Man Finds Tape centres on siblings Lucas and his estranged sister, reunited when Lucas discovers a strange tape in their parents’ barn. The footage appears to show Lucas as a child, visited at night by an unseen presence. When he uploads it, the clip somehow catapults him into viral conspiracy theory fame. Around the same time, the town is gripped by a disturbing phenomenon: people freezing mid-action, collapsing into trances, sometimes with fatal consequences, and later remembering nothing. Stranger still, anyone who tries to watch footage of these incidents blacks out themselves – except the sister, who left town years earlier.

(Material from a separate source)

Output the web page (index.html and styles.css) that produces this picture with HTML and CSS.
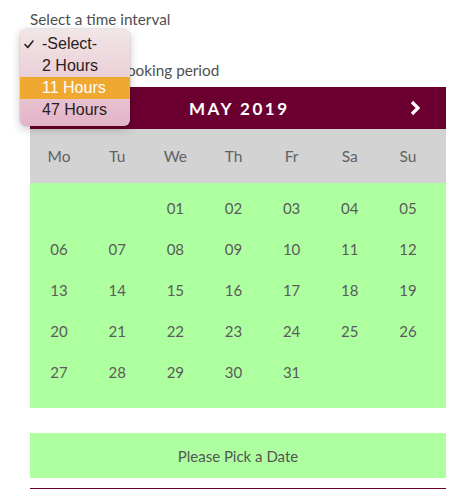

There’s no denying the originality here. The mystery is compelling, the atmosphere suitably off-kilter, and the escalation from grounded weirdness into full-blown cosmic horror is genuinely intriguing. Some of the later ideas are nasty in concept, if not explicitly gory, and the grainy, low-res footage lends the grotesque moments a queasy edge. Performances are understated but solid, doing enough to sell the material without tipping into found-footage histrionics.

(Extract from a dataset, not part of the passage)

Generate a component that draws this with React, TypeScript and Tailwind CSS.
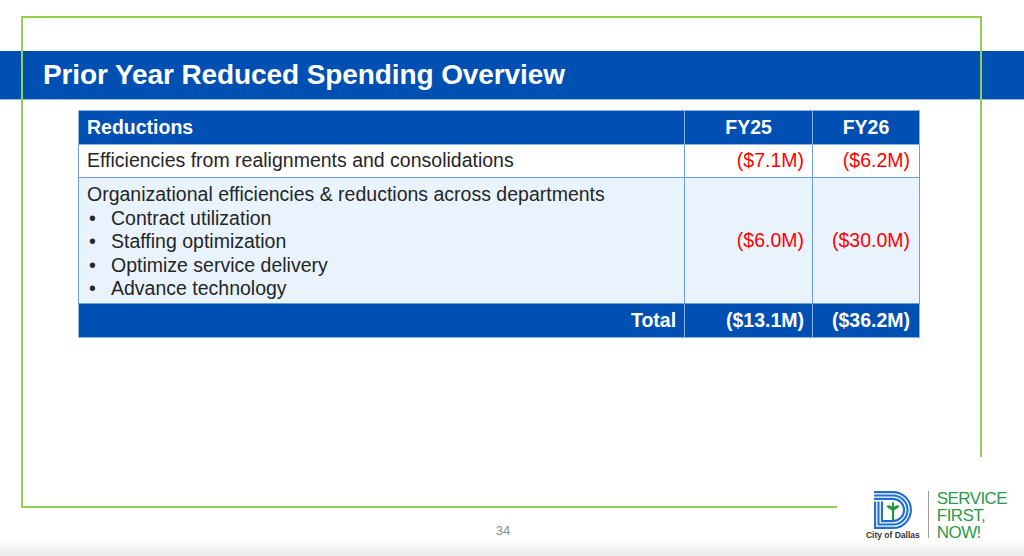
import React from "react";

const rows = [
  { label: "Efficiencies from realignments and consolidations", fy25: "($7.1M)", fy26: "($6.2M)" },
];

const bullets = ["Contract utilization", "Staffing optimization", "Optimize service delivery", "Advance technology"];

function DallasLogo() {
  return (
    <svg width="38" height="38" viewBox="0 0 38 38" fill="none">
      {[0, 3.4, 6.8].map((o) => {
        const c = 1.1 + o;
        const r = 19 - c;
        return (
          <path
            key={o}
            d={`M0 ${c} H19 A${r} ${r} 0 0 1 19 ${38 - c} H${c} V10.5`}
            stroke="#1f6fd1"
            strokeWidth="2.1"
          />
        );
      })}
      {/* plant */}
      <path d="M19 15 V29" stroke="#1f9a3a" strokeWidth="2.2" />
      <path d="M19 17.5 C17 13.5 13.5 13.5 12.5 15.5 C14.5 17.5 16.5 19 19 19.5 Z" fill="#1f9a3a" />
      <path d="M19 17.5 C21 13.5 24.5 13.5 25.5 15.5 C23.5 17.5 21.5 19 19 19.5 Z" fill="#1f9a3a" />
      <path d="M19 17 C17.4 14.5 17.6 11.8 19 10.2 C20.4 11.8 20.6 14.5 19 17 Z" fill="#1f9a3a" />
    </svg>
  );
}

export default function App() {
  const cell = "border border-[#6d9edb]";
  return (
    <div
      className="relative w-[1024px] h-[556px] bg-white overflow-hidden flex flex-col"
      style={{ fontFamily: '"Liberation Sans", Arial, sans-serif' }}
    >
      {/* title bar */}
      <div className="mt-[51px] h-[49px] bg-[#0050b4] border-b border-[#9dbbe6] flex items-center pl-[43px]">
        <h1 className="text-white font-bold text-[28px] tracking-[-0.1px] leading-none">
          Prior Year Reduced Spending Overview
        </h1>
      </div>

      {/* table */}
      <div className="pt-[10px] pl-[78px]">
        <table className="w-[842px] border-collapse text-[19.5px] leading-[23.6px] text-[#262626]">
          <colgroup>
            <col className="w-[607px]" />
            <col className="w-[128px]" />
            <col className="w-[107px]" />
          </colgroup>
          <thead>
            <tr className="bg-[#0050b4] text-white font-bold h-[34px]">
              <th className={`${cell} border-[#8db3e6] text-left pl-[8px] font-bold`}>Reductions</th>
              <th className={`${cell} border-[#8db3e6] text-center font-bold`}>FY25</th>
              <th className={`${cell} border-[#8db3e6] text-center font-bold`}>FY26</th>
            </tr>
          </thead>
          <tbody>
            {rows.map((r) => (
              <tr key={r.label} className="bg-white h-[33px]">
                <td className={`${cell} pl-[8px]`}>{r.label}</td>
                <td className={`${cell} text-right pr-[8px] text-[#ff0000]`}>{r.fy25}</td>
                <td className={`${cell} text-right pr-[9px] text-[#ff0000]`}>{r.fy26}</td>
              </tr>
            ))}
            <tr className="bg-[#e8f3fd]">
              <td className={`${cell} pl-[8px] pt-[5px] pb-[2px]`}>
                <div>Organizational efficiencies &amp; reductions across departments</div>
                {bullets.map((b) => (
                  <div key={b} className="flex">
                    <span className="w-[24px] pl-[2px]">•</span>
                    <span>{b}</span>
                  </div>
                ))}
              </td>
              <td className={`${cell} text-right pr-[8px] text-[#ff0000]`}>($6.0M)</td>
              <td className={`${cell} text-right pr-[9px] text-[#ff0000]`}>($30.0M)</td>
            </tr>
            <tr className="bg-[#0050b4] text-white font-bold h-[34px]">
              <td className={`${cell} border-[#8db3e6] text-right pr-[8px]`}>Total</td>
              <td className={`${cell} border-[#8db3e6] text-right pr-[8px]`}>($13.1M)</td>
              <td className={`${cell} border-[#8db3e6] text-right pr-[9px]`}>($36.2M)</td>
            </tr>
          </tbody>
        </table>
      </div>

      <div className="flex-1" />

      {/* footer */}
      <div className="h-[56px] flex">
        <div className="ml-[488px] w-[30px] pt-[40px] text-center text-[13px] leading-none text-[#8a8a8a]">34</div>
        <div className="ml-auto mr-[17px] pt-[7px] flex items-start">
          <div className="flex flex-col items-center w-[54px]">
            <DallasLogo />
            <span className="mt-[2px] text-[8.5px] leading-none font-bold text-[#333]">City of Dallas</span>
          </div>
          <div className="ml-[8px] w-px h-[47px] bg-[#9a9a9a]" />
          <div className="ml-[8px] -mt-[1px] text-[17px] leading-[17px] text-[#2b9a48] tracking-[-0.6px]">
            <div>SERVICE</div>
            <div>FIRST,</div>
            <div>NOW!</div>
          </div>
        </div>
      </div>
      <div className="h-[16px] bg-gradient-to-b from-white to-[#ececec]" />

      {/* green frame */}
      <svg className="absolute inset-0 pointer-events-none" width="1024" height="556">
        <polyline points="837,507 22,507 22,17 981,17 981,457" fill="none" stroke="#92d050" strokeWidth="2" />
      </svg>
    </div>
  );
}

That said, the film’s biggest strength is also its biggest weakness. Man Finds Tape is deliberately vague, sometimes effectively so, sometimes frustratingly. The central conceit doesn’t always hold up to scrutiny. The “viral” tape itself is oddly mundane, making its explosive online impact hard to buy, while the rules around who can and can’t watch footage raise questions the film has no interest in answering. Suspension of disbelief is required, but the film asks for a lot of it.

The narrative also feels overlong. There’s a natural ending point that the film sails straight past, lingering for another ten minutes without adding meaningful insight or tension. By the time the credits roll, you’re left with more questions than answers. Still, for all its flaws, this is a refreshingly different take on found footage, with ideas you don’t see every day. Just don’t expect clarity or closure.

**½  2.5/5

Ambitious, unsettling, and original, Man Finds Tape is on digital platforms – in the UK – from today, 19th January.